Task instructions >> Pictures excluded, return the lines below from the first through the line holding "10 L26 26 M26".

Data shown >>
--

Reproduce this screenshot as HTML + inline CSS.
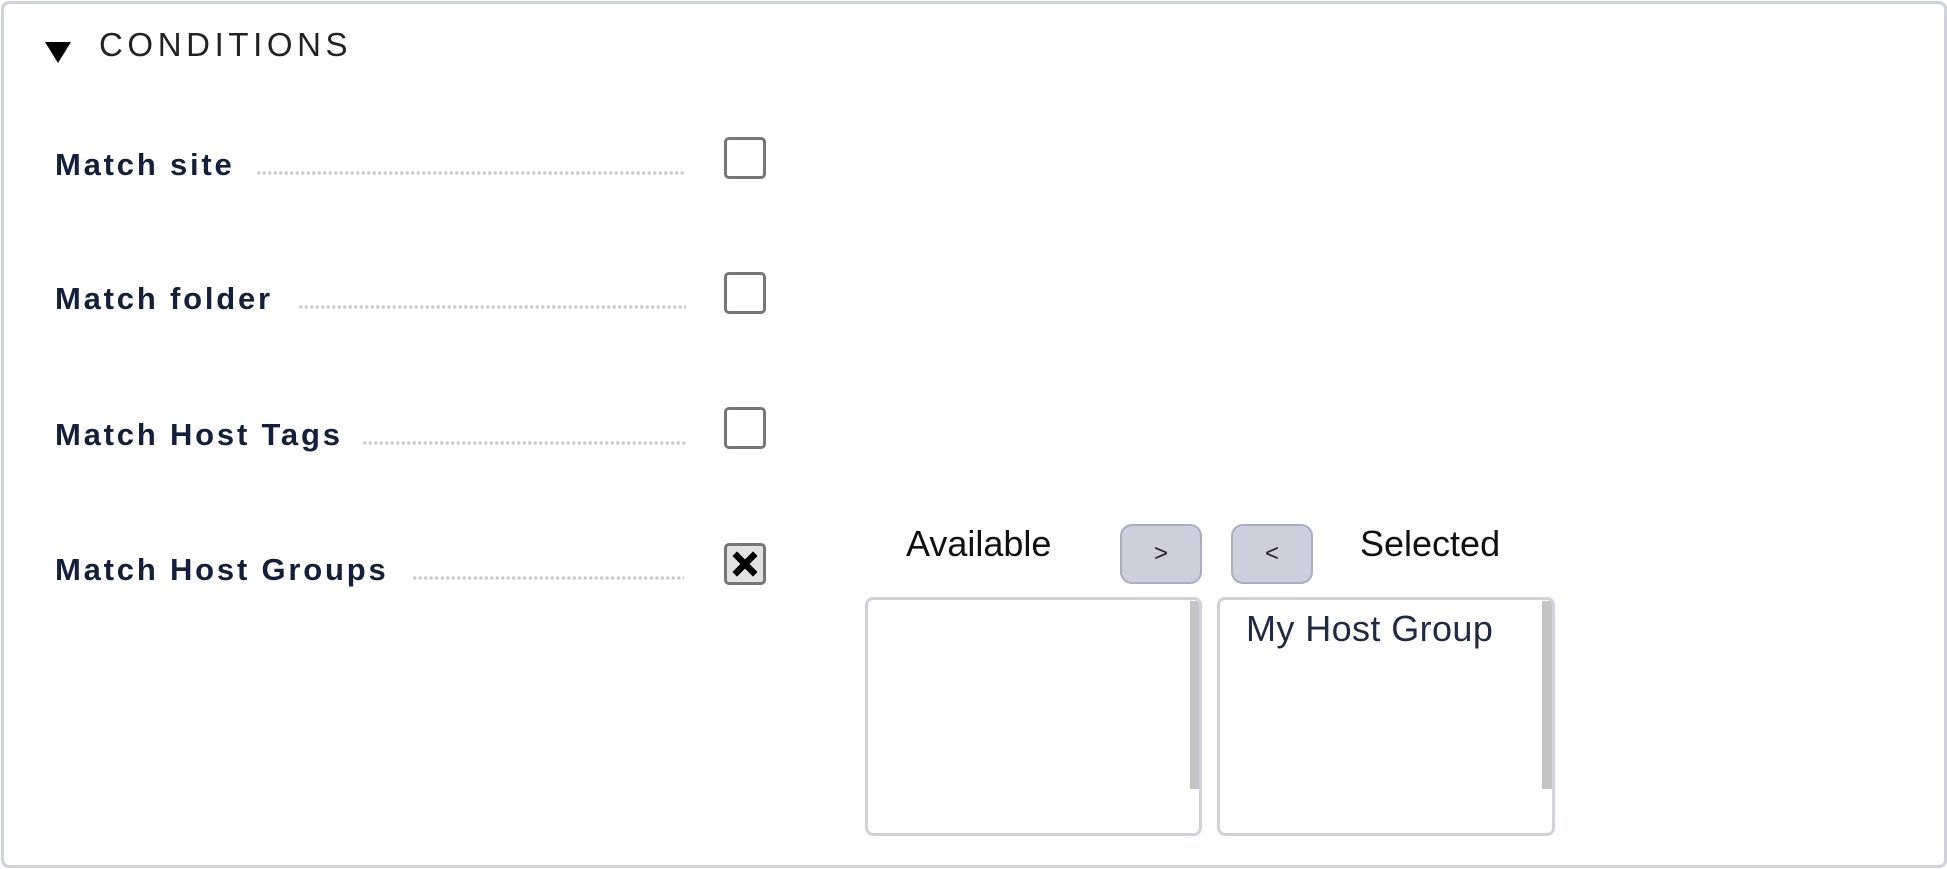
<!DOCTYPE html>
<html><head><meta charset="utf-8"><style>
html,body{margin:0;padding:0;background:#fff;}
body{width:1947px;height:869px;position:relative;overflow:hidden;font-family:"Liberation Sans",sans-serif;}
.box{position:absolute;left:1px;top:1px;width:1940px;height:861px;border:3px solid #cfd1de;border-radius:8px;}
.a{position:absolute;white-space:nowrap;line-height:1;}
.lbl{font-weight:bold;font-size:31px;letter-spacing:2.8px;color:#13203d;}
.dots{position:absolute;height:4px;background-image:radial-gradient(circle,#cbcbcb 1.6px,transparent 1.9px);background-size:5.5px 4px;}
.cb{position:absolute;left:724px;width:36px;height:36px;border:3px solid #767676;border-radius:5px;background:#fff;}
.btn{position:absolute;top:524px;width:78px;height:56px;background:#cdcfdc;border:2px solid #a9acc3;border-radius:12px;font-size:24px;color:#222;text-align:center;line-height:56px;}
.list{position:absolute;top:597px;height:233px;border:3px solid #cfd1de;border-radius:8px;background:#fff;overflow:hidden;}
.sb{position:absolute;top:1px;width:12px;height:188px;background:#c4c4c4;}
.txt{font-size:36px;color:#111;}
</style></head><body>
<div class="box"></div>
<svg class="a" style="left:45px;top:42px" width="27" height="22"><polygon points="0,0 26,0 13,21" fill="#000"/></svg>
<div class="a" style="left:99px;top:28px;font-size:33px;letter-spacing:4.6px;color:#222;">CONDITIONS</div>

<div class="a lbl" style="left:55px;top:149px;">Match site</div>
<div class="dots" style="left:256px;top:171px;width:430px"></div>
<div class="cb" style="top:137px"></div>

<div class="a lbl" style="left:55px;top:283px;">Match folder</div>
<div class="dots" style="left:298px;top:305px;width:388px"></div>
<div class="cb" style="top:272px"></div>

<div class="a lbl" style="left:55px;top:419px;">Match Host Tags</div>
<div class="dots" style="left:362px;top:441px;width:324px"></div>
<div class="cb" style="top:407px"></div>

<div class="a lbl" style="left:55px;top:554px;">Match Host Groups</div>
<div class="dots" style="left:412px;top:576px;width:272px"></div>
<div class="cb" style="top:543px;background:#e2e2e2;"><svg width="36" height="36"><path d="M10 10 L26 26 M26 10 L10 26" stroke="#000" stroke-width="6.5" stroke-linecap="square"/></svg></div>

<div class="a txt" style="left:906px;top:526px;">Available</div>
<div class="btn" style="left:1120px;">&gt;</div>
<div class="btn" style="left:1231px;">&lt;</div>
<div class="a txt" style="left:1360px;top:526px;">Selected</div>

<div class="list" style="left:865px;width:331px;"><div class="sb" style="left:322px"></div></div>
<div class="list" style="left:1217px;width:332px;"><div class="sb" style="left:322px"></div>
<div class="a" style="left:26px;top:11px;font-size:36px;letter-spacing:0.4px;color:#1e2a46;">My Host Group</div></div>
</body></html>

--

Output >>
Reproduce this screenshot as HTML + inline CSS.
<!DOCTYPE html>
<html><head><meta charset="utf-8"><style>
html,body{margin:0;padding:0;background:#fff;}
body{width:1947px;height:869px;position:relative;overflow:hidden;font-family:"Liberation Sans",sans-serif;}
.box{position:absolute;left:1px;top:1px;width:1940px;height:861px;border:3px solid #cfd1de;border-radius:8px;}
.a{position:absolute;white-space:nowrap;line-height:1;}
.lbl{font-weight:bold;font-size:31px;letter-spacing:2.8px;color:#13203d;}
.dots{position:absolute;height:4px;background-image:radial-gradient(circle,#cbcbcb 1.6px,transparent 1.9px);background-size:5.5px 4px;}
.cb{position:absolute;left:724px;width:36px;height:36px;border:3px solid #767676;border-radius:5px;background:#fff;}
.btn{position:absolute;top:524px;width:78px;height:56px;background:#cdcfdc;border:2px solid #a9acc3;border-radius:12px;font-size:24px;color:#222;text-align:center;line-height:56px;}
.list{position:absolute;top:597px;height:233px;border:3px solid #cfd1de;border-radius:8px;background:#fff;overflow:hidden;}
.sb{position:absolute;top:1px;width:12px;height:188px;background:#c4c4c4;}
.txt{font-size:36px;color:#111;}
</style></head><body>
<div class="box"></div>
<svg class="a" style="left:45px;top:42px" width="27" height="22"><polygon points="0,0 26,0 13,21" fill="#000"/></svg>
<div class="a" style="left:99px;top:28px;font-size:33px;letter-spacing:4.6px;color:#222;">CONDITIONS</div>

<div class="a lbl" style="left:55px;top:149px;">Match site</div>
<div class="dots" style="left:256px;top:171px;width:430px"></div>
<div class="cb" style="top:137px"></div>

<div class="a lbl" style="left:55px;top:283px;">Match folder</div>
<div class="dots" style="left:298px;top:305px;width:388px"></div>
<div class="cb" style="top:272px"></div>

<div class="a lbl" style="left:55px;top:419px;">Match Host Tags</div>
<div class="dots" style="left:362px;top:441px;width:324px"></div>
<div class="cb" style="top:407px"></div>

<div class="a lbl" style="left:55px;top:554px;">Match Host Groups</div>
<div class="dots" style="left:412px;top:576px;width:272px"></div>
<div class="cb" style="top:543px;background:#e2e2e2;"><svg width="36" height="36"><path d="M10 10 L26 26 M26 10 L10 26" stroke="#000" stroke-width="6.5" stroke-linecap="square"/></svg></div>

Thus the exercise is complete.